Reproduce all lines of the listing below in which the word "index" occurs.

• _Dataset extract_:
= = =

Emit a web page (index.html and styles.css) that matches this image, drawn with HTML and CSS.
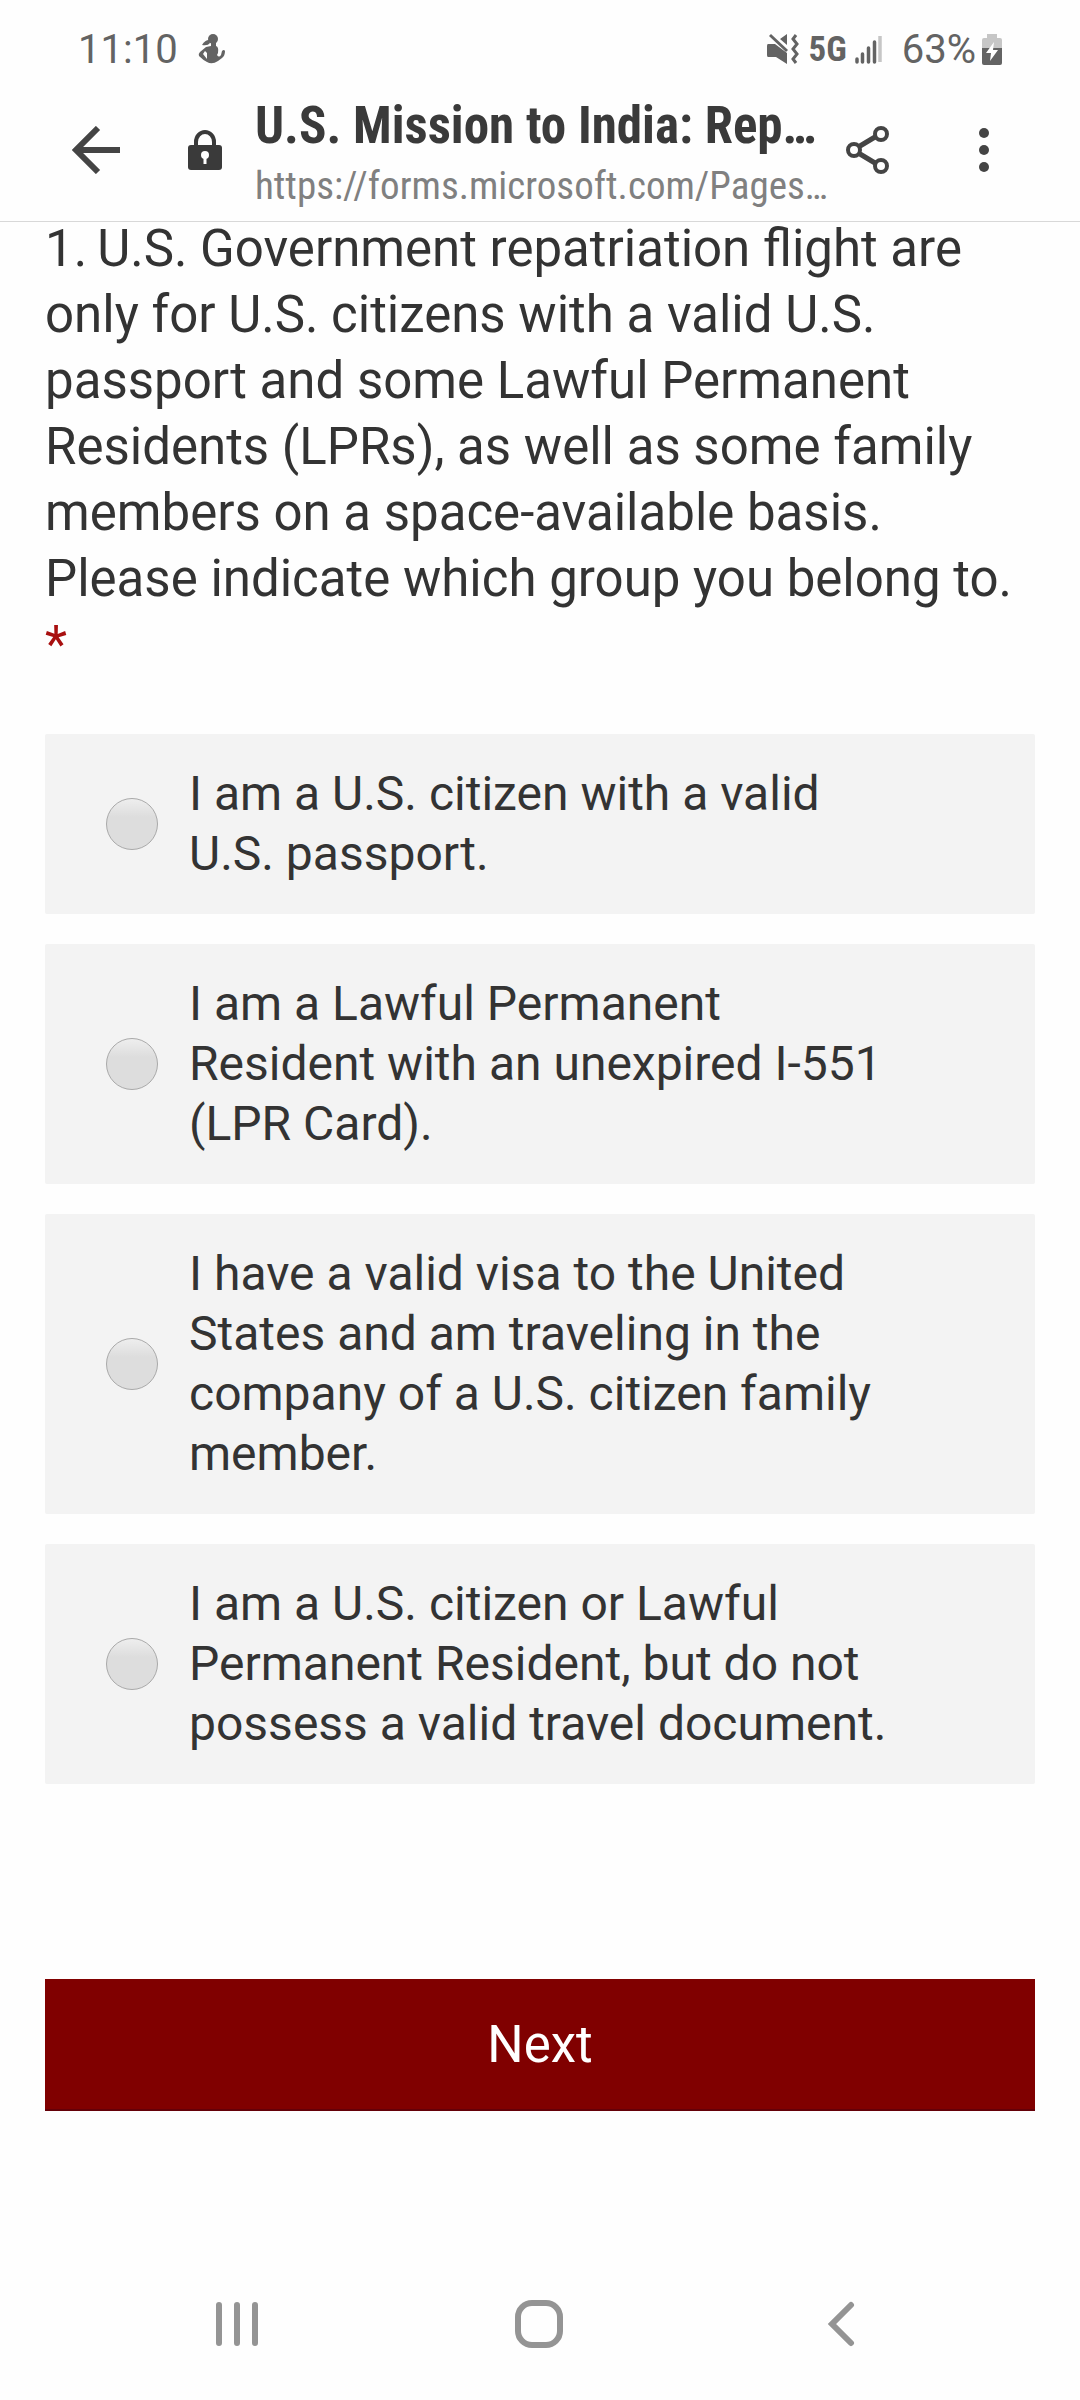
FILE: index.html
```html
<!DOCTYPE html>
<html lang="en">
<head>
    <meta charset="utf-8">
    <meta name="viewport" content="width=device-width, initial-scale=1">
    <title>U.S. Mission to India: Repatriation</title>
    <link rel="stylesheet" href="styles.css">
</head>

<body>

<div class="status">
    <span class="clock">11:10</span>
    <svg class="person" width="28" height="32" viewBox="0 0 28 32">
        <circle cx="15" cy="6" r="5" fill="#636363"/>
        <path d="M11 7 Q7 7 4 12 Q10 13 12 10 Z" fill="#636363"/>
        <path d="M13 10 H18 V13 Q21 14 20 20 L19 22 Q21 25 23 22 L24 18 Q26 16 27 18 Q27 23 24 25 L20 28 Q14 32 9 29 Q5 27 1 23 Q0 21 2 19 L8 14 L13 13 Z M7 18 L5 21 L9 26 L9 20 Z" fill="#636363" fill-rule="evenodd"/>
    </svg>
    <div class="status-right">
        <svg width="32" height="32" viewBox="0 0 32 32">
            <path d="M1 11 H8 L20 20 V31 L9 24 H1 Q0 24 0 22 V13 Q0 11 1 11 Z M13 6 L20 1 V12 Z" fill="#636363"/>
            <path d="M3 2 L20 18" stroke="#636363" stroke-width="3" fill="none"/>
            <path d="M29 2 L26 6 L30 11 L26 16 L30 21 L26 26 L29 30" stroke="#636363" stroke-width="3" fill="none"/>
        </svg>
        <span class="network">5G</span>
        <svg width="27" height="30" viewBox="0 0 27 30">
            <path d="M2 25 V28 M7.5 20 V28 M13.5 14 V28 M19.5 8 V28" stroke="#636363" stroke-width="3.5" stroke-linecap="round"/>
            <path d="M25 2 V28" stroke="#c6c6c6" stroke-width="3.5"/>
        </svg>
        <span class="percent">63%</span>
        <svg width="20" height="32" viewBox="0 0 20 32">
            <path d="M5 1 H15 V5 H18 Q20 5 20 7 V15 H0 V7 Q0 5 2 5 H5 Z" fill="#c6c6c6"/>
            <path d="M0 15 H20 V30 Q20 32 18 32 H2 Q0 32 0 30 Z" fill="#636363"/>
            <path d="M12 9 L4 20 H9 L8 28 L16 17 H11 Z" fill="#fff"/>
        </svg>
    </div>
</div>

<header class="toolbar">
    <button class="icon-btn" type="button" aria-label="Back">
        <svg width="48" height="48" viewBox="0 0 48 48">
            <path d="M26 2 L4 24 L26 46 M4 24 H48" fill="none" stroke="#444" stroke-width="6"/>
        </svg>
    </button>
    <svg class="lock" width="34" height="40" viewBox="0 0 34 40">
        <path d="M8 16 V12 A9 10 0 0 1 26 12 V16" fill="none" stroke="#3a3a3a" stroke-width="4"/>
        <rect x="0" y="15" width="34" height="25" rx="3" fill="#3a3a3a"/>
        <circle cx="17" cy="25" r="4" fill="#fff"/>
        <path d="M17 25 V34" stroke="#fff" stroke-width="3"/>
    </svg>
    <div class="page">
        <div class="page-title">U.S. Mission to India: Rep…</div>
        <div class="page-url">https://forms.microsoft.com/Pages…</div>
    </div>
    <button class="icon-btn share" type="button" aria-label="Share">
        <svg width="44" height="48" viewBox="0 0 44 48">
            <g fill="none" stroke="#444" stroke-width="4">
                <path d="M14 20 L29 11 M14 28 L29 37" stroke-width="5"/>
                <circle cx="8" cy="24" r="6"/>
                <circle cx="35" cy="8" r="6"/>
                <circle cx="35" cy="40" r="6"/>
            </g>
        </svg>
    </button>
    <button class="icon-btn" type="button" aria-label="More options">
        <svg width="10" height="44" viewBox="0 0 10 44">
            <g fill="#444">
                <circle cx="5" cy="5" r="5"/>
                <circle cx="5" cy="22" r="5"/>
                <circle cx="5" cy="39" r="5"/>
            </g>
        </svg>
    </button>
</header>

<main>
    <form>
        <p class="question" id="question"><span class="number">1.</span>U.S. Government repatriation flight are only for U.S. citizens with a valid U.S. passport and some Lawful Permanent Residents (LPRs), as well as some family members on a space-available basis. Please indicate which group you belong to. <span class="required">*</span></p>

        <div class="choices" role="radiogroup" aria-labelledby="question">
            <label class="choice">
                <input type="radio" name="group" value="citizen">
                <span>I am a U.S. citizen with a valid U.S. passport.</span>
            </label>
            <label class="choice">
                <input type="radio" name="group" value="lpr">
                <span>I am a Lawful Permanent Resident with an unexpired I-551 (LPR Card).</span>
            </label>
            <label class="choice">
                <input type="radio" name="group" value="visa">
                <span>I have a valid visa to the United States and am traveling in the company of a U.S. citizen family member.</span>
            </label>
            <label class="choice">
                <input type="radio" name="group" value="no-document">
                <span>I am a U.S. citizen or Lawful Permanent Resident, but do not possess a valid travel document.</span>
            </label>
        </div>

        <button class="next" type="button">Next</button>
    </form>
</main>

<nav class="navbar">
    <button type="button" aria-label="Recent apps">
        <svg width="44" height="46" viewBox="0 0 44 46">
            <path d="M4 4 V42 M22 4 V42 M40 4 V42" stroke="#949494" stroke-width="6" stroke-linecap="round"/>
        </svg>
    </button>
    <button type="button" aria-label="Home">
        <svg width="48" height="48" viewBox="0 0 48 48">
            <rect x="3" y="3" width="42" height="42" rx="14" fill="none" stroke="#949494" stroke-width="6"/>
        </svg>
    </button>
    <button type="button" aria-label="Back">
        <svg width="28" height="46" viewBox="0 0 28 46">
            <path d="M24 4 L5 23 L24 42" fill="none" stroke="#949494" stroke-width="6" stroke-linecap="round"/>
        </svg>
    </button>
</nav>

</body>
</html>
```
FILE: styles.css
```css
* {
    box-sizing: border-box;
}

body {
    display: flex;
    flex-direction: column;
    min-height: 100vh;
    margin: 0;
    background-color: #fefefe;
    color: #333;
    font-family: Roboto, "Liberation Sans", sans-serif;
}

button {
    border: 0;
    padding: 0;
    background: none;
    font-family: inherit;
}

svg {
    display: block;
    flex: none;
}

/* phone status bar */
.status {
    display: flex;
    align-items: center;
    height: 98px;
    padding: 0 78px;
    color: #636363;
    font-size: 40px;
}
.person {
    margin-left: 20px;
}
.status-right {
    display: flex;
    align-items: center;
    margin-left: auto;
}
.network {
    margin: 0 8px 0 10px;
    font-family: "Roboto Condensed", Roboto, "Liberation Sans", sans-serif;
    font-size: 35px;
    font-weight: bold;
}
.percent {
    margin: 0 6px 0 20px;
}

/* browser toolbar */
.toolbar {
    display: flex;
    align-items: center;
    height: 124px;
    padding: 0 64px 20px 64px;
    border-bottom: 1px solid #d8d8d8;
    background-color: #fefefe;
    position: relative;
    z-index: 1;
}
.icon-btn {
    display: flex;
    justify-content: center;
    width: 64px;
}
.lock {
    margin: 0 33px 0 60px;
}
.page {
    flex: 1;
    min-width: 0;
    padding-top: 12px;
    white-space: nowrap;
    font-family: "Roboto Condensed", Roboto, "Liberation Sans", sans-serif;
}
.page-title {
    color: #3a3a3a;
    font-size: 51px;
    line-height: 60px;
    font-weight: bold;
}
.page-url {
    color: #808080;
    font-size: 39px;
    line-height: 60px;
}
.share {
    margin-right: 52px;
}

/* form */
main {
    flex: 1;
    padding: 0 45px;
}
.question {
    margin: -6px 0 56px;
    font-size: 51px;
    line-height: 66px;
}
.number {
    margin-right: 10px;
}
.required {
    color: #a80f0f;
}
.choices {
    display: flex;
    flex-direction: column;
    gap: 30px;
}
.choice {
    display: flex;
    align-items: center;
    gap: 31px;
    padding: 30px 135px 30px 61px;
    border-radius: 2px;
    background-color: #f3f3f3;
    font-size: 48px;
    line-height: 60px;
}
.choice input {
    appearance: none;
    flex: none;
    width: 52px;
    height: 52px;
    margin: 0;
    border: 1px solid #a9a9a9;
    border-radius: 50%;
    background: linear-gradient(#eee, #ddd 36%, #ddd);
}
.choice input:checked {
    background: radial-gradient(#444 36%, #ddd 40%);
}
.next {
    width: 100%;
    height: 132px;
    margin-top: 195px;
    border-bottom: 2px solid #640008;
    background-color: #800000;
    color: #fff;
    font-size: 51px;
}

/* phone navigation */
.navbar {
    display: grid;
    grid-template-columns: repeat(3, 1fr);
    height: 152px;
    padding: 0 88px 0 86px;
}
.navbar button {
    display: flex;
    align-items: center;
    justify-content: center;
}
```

= = =

• _Expected output_:
Emit a web page (index.html and styles.css) that matches this image, drawn with HTML and CSS.
FILE: index.html
    z-index: 1;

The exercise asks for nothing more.